- YOUR GOAL -
Carry none of the pictures over; write out the complete data exactly.

____

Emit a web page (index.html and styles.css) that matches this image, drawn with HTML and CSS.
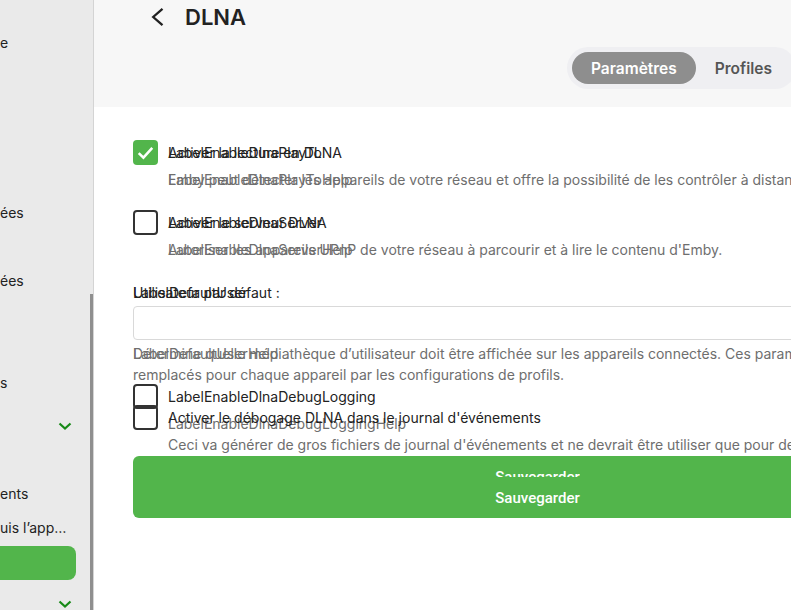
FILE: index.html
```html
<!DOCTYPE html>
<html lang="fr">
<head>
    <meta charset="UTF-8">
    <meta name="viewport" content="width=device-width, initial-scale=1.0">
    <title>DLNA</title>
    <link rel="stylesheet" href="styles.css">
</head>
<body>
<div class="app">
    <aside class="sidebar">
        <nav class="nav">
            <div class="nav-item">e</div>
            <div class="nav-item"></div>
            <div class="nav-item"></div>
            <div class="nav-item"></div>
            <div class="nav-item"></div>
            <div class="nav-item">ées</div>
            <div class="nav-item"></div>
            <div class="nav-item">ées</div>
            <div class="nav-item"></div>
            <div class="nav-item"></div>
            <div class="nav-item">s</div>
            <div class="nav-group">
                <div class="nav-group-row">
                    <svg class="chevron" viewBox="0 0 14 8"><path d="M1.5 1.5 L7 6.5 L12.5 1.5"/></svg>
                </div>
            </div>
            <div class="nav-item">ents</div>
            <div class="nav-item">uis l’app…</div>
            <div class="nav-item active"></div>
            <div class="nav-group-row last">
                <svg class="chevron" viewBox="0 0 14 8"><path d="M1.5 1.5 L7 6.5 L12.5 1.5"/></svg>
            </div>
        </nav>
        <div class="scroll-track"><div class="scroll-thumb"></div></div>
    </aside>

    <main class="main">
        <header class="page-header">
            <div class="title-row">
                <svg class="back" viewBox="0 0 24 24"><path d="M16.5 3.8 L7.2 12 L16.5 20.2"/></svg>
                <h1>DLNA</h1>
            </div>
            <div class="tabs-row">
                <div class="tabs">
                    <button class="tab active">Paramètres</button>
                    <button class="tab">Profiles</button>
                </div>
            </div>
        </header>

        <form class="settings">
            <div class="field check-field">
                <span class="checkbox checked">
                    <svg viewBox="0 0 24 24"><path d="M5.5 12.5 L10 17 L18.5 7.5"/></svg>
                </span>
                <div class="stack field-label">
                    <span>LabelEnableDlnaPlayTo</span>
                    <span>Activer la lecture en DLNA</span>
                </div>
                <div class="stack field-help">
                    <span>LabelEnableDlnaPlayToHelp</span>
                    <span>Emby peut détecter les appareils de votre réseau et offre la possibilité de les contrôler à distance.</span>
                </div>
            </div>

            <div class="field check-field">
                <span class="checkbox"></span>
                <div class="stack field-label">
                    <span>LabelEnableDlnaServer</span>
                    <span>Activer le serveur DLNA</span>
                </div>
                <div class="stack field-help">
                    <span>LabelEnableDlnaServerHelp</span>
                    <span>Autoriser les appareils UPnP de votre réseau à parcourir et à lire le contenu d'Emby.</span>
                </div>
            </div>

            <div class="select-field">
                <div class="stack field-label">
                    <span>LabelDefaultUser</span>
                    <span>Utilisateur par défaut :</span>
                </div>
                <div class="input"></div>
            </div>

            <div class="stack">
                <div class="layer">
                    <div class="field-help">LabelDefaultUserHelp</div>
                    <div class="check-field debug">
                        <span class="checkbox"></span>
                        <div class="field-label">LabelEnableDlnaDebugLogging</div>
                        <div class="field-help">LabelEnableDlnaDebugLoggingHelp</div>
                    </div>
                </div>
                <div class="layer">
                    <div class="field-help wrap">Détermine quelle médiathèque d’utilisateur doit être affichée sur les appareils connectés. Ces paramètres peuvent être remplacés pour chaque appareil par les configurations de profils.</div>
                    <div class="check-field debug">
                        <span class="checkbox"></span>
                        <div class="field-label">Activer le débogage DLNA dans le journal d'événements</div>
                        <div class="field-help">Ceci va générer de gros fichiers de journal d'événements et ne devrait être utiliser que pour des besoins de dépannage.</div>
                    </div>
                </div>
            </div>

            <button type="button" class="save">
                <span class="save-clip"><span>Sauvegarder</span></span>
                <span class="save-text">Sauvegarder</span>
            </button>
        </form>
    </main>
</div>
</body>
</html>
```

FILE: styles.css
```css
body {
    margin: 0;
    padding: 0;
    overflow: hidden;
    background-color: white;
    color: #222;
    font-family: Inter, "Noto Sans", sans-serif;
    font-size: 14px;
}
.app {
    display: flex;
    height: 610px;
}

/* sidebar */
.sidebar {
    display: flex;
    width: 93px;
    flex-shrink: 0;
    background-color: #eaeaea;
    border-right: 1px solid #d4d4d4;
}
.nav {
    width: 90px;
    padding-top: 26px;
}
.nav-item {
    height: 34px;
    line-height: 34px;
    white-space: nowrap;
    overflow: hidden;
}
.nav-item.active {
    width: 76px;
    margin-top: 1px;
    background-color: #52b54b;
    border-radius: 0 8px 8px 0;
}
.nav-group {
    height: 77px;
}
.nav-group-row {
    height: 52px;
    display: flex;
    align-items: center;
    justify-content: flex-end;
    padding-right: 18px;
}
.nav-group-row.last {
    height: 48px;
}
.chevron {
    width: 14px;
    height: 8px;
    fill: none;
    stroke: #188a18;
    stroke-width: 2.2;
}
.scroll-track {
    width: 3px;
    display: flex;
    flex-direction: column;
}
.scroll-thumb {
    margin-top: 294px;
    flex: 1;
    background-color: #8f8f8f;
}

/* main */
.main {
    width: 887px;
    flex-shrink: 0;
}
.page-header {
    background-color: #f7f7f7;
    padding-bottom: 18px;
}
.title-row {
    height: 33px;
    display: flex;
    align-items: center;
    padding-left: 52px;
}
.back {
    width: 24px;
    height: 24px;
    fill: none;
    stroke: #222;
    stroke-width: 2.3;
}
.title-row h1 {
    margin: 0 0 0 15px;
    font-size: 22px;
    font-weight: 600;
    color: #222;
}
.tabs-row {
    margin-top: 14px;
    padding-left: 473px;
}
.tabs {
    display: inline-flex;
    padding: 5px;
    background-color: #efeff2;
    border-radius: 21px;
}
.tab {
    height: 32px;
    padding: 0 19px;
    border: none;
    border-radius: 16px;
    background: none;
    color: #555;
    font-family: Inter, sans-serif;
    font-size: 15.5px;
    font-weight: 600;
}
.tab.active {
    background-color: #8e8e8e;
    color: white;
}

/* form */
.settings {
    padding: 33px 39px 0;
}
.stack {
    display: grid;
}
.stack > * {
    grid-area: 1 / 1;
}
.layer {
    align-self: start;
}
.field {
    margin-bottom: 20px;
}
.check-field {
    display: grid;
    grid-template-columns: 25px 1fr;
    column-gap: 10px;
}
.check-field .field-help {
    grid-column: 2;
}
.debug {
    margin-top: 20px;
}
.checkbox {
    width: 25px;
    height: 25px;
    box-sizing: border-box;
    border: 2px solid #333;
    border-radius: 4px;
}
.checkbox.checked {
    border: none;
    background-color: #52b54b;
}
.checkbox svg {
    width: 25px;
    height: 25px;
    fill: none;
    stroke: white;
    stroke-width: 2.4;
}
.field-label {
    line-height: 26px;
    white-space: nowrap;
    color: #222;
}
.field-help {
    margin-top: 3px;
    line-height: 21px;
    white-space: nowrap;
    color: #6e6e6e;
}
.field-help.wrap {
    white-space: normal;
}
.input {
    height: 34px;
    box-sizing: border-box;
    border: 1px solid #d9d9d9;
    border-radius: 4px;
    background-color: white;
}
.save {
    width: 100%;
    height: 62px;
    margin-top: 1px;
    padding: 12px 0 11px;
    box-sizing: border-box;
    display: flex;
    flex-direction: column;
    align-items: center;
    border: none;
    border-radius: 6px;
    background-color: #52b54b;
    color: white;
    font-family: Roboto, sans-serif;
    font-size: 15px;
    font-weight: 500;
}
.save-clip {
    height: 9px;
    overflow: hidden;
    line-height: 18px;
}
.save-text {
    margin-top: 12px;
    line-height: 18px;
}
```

____

- WRITTEN SOLUTION -
Emit a web page (index.html and styles.css) that matches this image, drawn with HTML and CSS.
FILE: index.html
```html
<!DOCTYPE html>
<html lang="fr">
<head>
    <meta charset="UTF-8">
    <meta name="viewport" content="width=device-width, initial-scale=1.0">
    <title>DLNA</title>
    <link rel="stylesheet" href="styles.css">
</head>
<body>
<div class="app">
    <aside class="sidebar">
        <nav class="nav">
            <div class="nav-item">e</div>
            <div class="nav-item"></div>
            <div class="nav-item"></div>
            <div class="nav-item"></div>
            <div class="nav-item"></div>
            <div class="nav-item">ées</div>
            <div class="nav-item"></div>
            <div class="nav-item">ées</div>
            <div class="nav-item"></div>
            <div class="nav-item"></div>
            <div class="nav-item">s</div>
            <div class="nav-group">
                <div class="nav-group-row">
                    <svg class="chevron" viewBox="0 0 14 8"><path d="M1.5 1.5 L7 6.5 L12.5 1.5"/></svg>
                </div>
            </div>
            <div class="nav-item">ents</div>
            <div class="nav-item">uis l’app…</div>
            <div class="nav-item active"></div>
            <div class="nav-group-row last">
                <svg class="chevron" viewBox="0 0 14 8"><path d="M1.5 1.5 L7 6.5 L12.5 1.5"/></svg>
            </div>
        </nav>
        <div class="scroll-track"><div class="scroll-thumb"></div></div>
    </aside>

    <main class="main">
        <header class="page-header">
            <div class="title-row">
                <svg class="back" viewBox="0 0 24 24"><path d="M16.5 3.8 L7.2 12 L16.5 20.2"/></svg>
                <h1>DLNA</h1>
            </div>
            <div class="tabs-row">
                <div class="tabs">
                    <button class="tab active">Paramètres</button>
                    <button class="tab">Profiles</button>
                </div>
            </div>
        </header>

        <form class="settings">
            <div class="field check-field">
                <span class="checkbox checked">
                    <svg viewBox="0 0 24 24"><path d="M5.5 12.5 L10 17 L18.5 7.5"/></svg>
                </span>
                <div class="stack field-label">
                    <span>LabelEnableDlnaPlayTo</span>
                    <span>Activer la lecture en DLNA</span>
                </div>
                <div class="stack field-help">
                    <span>LabelEnableDlnaPlayToHelp</span>
                    <span>Emby peut détecter les appareils de votre réseau et offre la possibilité de les contrôler à distance.</span>
                </div>
            </div>

            <div class="field check-field">
                <span class="checkbox"></span>
                <div class="stack field-label">
                    <span>LabelEnableDlnaServer</span>
                    <span>Activer le serveur DLNA</span>
                </div>
                <div class="stack field-help">
                    <span>LabelEnableDlnaServerHelp</span>
                    <span>Autoriser les appareils UPnP de votre réseau à parcourir et à lire le contenu d'Emby.</span>
                </div>
            </div>

            <div class="select-field">
                <div class="stack field-label">
                    <span>LabelDefaultUser</span>
                    <span>Utilisateur par défaut :</span>
                </div>
                <div class="input"></div>
            </div>

            <div class="stack">
                <div class="layer">
                    <div class="field-help">LabelDefaultUserHelp</div>
                    <div class="check-field debug">
                        <span class="checkbox"></span>
                        <div class="field-label">LabelEnableDlnaDebugLogging</div>
                        <div class="field-help">LabelEnableDlnaDebugLoggingHelp</div>
                    </div>
                </div>
                <div class="layer">
                    <div class="field-help wrap">Détermine quelle médiathèque d’utilisateur doit être affichée sur les appareils connectés. Ces paramètres peuvent être remplacés pour chaque appareil par les configurations de profils.</div>
                    <div class="check-field debug">
                        <span class="checkbox"></span>
                        <div class="field-label">Activer le débogage DLNA dans le journal d'événements</div>
                        <div class="field-help">Ceci va générer de gros fichiers de journal d'événements et ne devrait être utiliser que pour des besoins de dépannage.</div>
                    </div>
                </div>
            </div>

            <button type="button" class="save">
                <span class="save-clip"><span>Sauvegarder</span></span>
                <span class="save-text">Sauvegarder</span>
            </button>
        </form>
    </main>
</div>
</body>
</html>
```

FILE: styles.css
```css
body {
    margin: 0;
    padding: 0;
    overflow: hidden;
    background-color: white;
    color: #222;
    font-family: Inter, "Noto Sans", sans-serif;
    font-size: 14px;
}
.app {
    display: flex;
    height: 610px;
}

/* sidebar */
.sidebar {
    display: flex;
    width: 93px;
    flex-shrink: 0;
    background-color: #eaeaea;
    border-right: 1px solid #d4d4d4;
}
.nav {
    width: 90px;
    padding-top: 26px;
}
.nav-item {
    height: 34px;
    line-height: 34px;
    white-space: nowrap;
    overflow: hidden;
}
.nav-item.active {
    width: 76px;
    margin-top: 1px;
    background-color: #52b54b;
    border-radius: 0 8px 8px 0;
}
.nav-group {
    height: 77px;
}
.nav-group-row {
    height: 52px;
    display: flex;
    align-items: center;
    justify-content: flex-end;
    padding-right: 18px;
}
.nav-group-row.last {
    height: 48px;
}
.chevron {
    width: 14px;
    height: 8px;
    fill: none;
    stroke: #188a18;
    stroke-width: 2.2;
}
.scroll-track {
    width: 3px;
    display: flex;
    flex-direction: column;
}
.scroll-thumb {
    margin-top: 294px;
    flex: 1;
    background-color: #8f8f8f;
}

/* main */
.main {
    width: 887px;
    flex-shrink: 0;
}
.page-header {
    background-color: #f7f7f7;
    padding-bottom: 18px;
}
.title-row {
    height: 33px;
    display: flex;
    align-items: center;
    padding-left: 52px;
}
.back {
    width: 24px;
    height: 24px;
    fill: none;
    stroke: #222;
    stroke-width: 2.3;
}
.title-row h1 {
    margin: 0 0 0 15px;
    font-size: 22px;
    font-weight: 600;
    color: #222;
}
.tabs-row {
    margin-top: 14px;
    padding-left: 473px;
}
.tabs {
    display: inline-flex;
    padding: 5px;
    background-color: #efeff2;
    border-radius: 21px;
}
.tab {
    height: 32px;
    padding: 0 19px;
    border: none;
    border-radius: 16px;
    background: none;
    color: #555;
    font-family: Inter, sans-serif;
    font-size: 15.5px;
    font-weight: 600;
}
.tab.active {
    background-color: #8e8e8e;
    color: white;
}

/* form */
.settings {
    padding: 33px 39px 0;
}
.stack {
    display: grid;
}
.stack > * {
    grid-area: 1 / 1;
}
.layer {
    align-self: start;
}
.field {
    margin-bottom: 20px;
}
.check-field {
    display: grid;
    grid-template-columns: 25px 1fr;
    column-gap: 10px;
}
.check-field .field-help {
    grid-column: 2;
}
.debug {
    margin-top: 20px;
}
.checkbox {
    width: 25px;
    height: 25px;
    box-sizing: border-box;
    border: 2px solid #333;
    border-radius: 4px;
}
.checkbox.checked {
    border: none;
    background-color: #52b54b;
}
.checkbox svg {
    width: 25px;
    height: 25px;
    fill: none;
    stroke: white;
    stroke-width: 2.4;
}
.field-label {
    line-height: 26px;
    white-space: nowrap;
    color: #222;
}
.field-help {
    margin-top: 3px;
    line-height: 21px;
    white-space: nowrap;
    color: #6e6e6e;
}
.field-help.wrap {
    white-space: normal;
}
.input {
    height: 34px;
    box-sizing: border-box;
    border: 1px solid #d9d9d9;
    border-radius: 4px;
    background-color: white;
}
.save {
    width: 100%;
    height: 62px;
    margin-top: 1px;
    padding: 12px 0 11px;
    box-sizing: border-box;
    display: flex;
    flex-direction: column;
    align-items: center;
    border: none;
    border-radius: 6px;
    background-color: #52b54b;
    color: white;
    font-family: Roboto, sans-serif;
    font-size: 15px;
    font-weight: 500;
}
.save-clip {
    height: 9px;
    overflow: hidden;
    line-height: 18px;
}
.save-text {
    margin-top: 12px;
    line-height: 18px;
}
```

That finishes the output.